What could happen with the endless number of pathogenic entities that would come in this sludge? Who will take responsibility for looking for solutions and dealing with new and unknown diseases? Who will shed a tear for the agony and death suffered by the people on the Coast? Perhaps the white Boston businessmen or Wall Street bankers?
But, even if nothing like this happens, even if there are no mutations, the sludge on its own has already caused serious health problems in the areas it has been deposited. These include serious respiratory system illnesses, skin and liver diseases, blindness, different varieties of cancer, leukemia and a whole array of other problems.

An Accord in Search of Signers

During the XII Central American Presidential Summit, held in Panama in 1992, the assembled Presidents came to a regional agreement prohibiting the transport of toxic wastes through Central American territory. According to Annex 1, category Y 46, everything collected from household waste as well as sewage is considered toxic waste.

The wording of the accord states that it will take effect when at least three Central American countries have ratified it. That has not happened to date, and it seems unlikely that it will happen soon, since many of the region's countries are wrapped up in electoral processes.

Before this accord was proposed, a wonderful project was being promoted by the Costa Rican University for Peace. Its objective was that Central America and the Caribbean be declared Peace Zones as formally as Switzerland has declared itself neutral in times of war.

The director of this project is Dr. Fabio Castillo, at that time in exile and today Rector of the National University in El Salvador. The ambitious initiative proposed, among other things, an absolute prohibition on arms, toxic wastes and polluting products of any sort entering, remaining in, being manufactured in or leaving from Central American or Caribbean territory, including territorial waters.
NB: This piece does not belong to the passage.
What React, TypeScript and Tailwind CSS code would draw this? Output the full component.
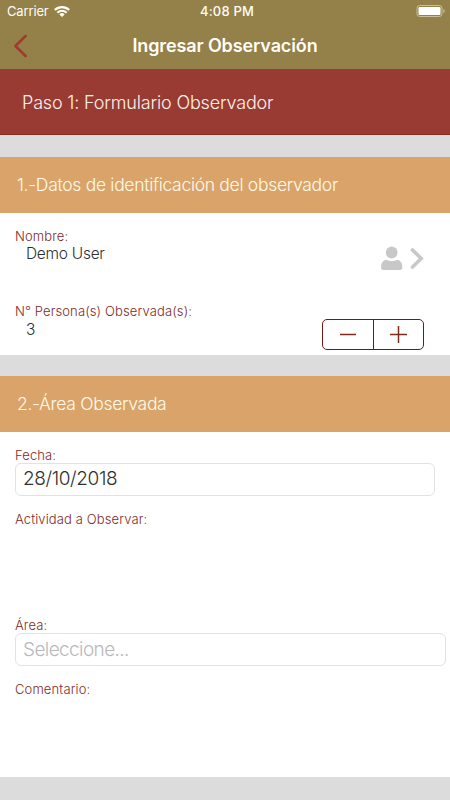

It is a very ambitious initiative, since that territory includes extensive coasts of the United States. In arguing for the importance of this initiative, Dr. Castillo pointed out the US fear has always been that its "backyard" could be used against it militarily a fear that has led it to invade both Central American and Caribbean countries. Nothing, insisted Castillo, would better guarantee its security than international law and this peace accord.

Along with other knowledgeable jurists and geographers from the area, Castillo worked for a number of years preparing and presenting the initiative to the international community, and beginning negotiations and seeking signatories that would make the accord possible. In mid 1989, everything was almost ready; only two or three months were needed before presenting the Initiative for the Declaration of a Peace Zone in Central America and the Caribbean to the world. But four years have now passed and no one knows anything about the project.

Meanwhile, Central America and the Caribbean are becoming more polluted by the day. Boats loaded with toxic waste navigate the region's waters, crossing the Panama Canal in what constitutes a threat not only to the region, but to the entire planet.

Gone with the Wind?

The North has been polluting the South in a number of ways for many years now. Most recently, it has been turning the South into its trash heap. Many poor countries are receiving toxic waste in their region, selling off their ecological wealth for a string of pretty beads. They embrace death thinking they can easily transform it into life.

And the countries of the North send their garbage far from home, taking advantage of the ignorance in our poor nations and the greed of those who hold power. Perhaps the North thinks that if it tosses its garbage far enough from its own borders, it won't have to deal with the problems of contamination.

But winds travel without passports, the rain needs no visa and you can't put a customs post in the air. Everything takes place on this single planet, and no matter how far away from home toxic waste is thrown, sooner or later it will come back to stain the immaculate halls of all the White Houses.